President, Simon Baron Development
Why did you introduce co-living into your new rental building, ALTA+? My partner Jonathan Simon and I were actually one of the first investors in Ollie, so we’ve been big believers in the concept for a long time. Co-living is not, from my perspective, a new business model. But it is definitely a shift in how we’re approaching the shared housing model. We’re delivering the product people are already looking for, but [we’re] making it better, more relevant.
Do you feel like an outlier? Not at all. I think people in the real estate industry are really excited about it. That being said, it’s always hard to be first one. We’re the largest co-living project in the country right now, so people are certainly looking to us as a measure of the concept’s success to a certain degree.
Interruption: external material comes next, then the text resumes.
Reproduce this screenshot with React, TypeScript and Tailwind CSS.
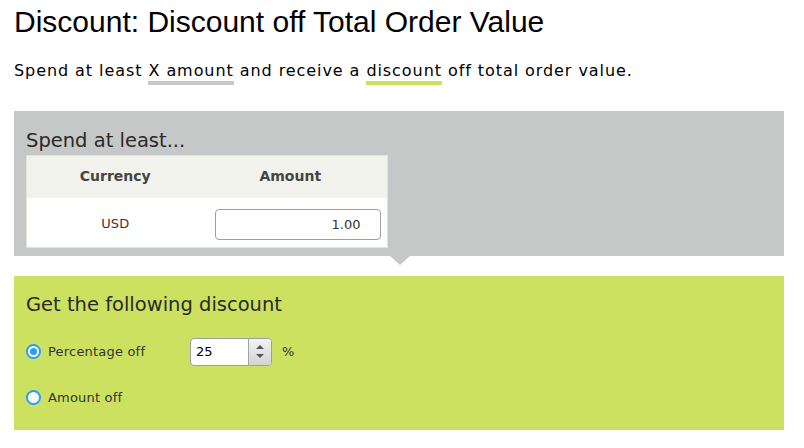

There’s been some brutal criticism lobbed at co-living. How do you respond? I think that people who criticize are forgetting the fact that in the absence of co-living, you have illegal room shares, you have people living in smaller spaces — so why not create a product that is legal? The underlying fundamentals have been around for forever. Whether it be room sharing or small spaces, that dynamic exists in most major markets.
Do you think the co-living market will become competitive? The market is so broad that there’s plenty of room for competition. It’s actually a good thing because it helps legitimize the market. I’ve certainly heard of some developers that are trying to introduce co-living or that want to.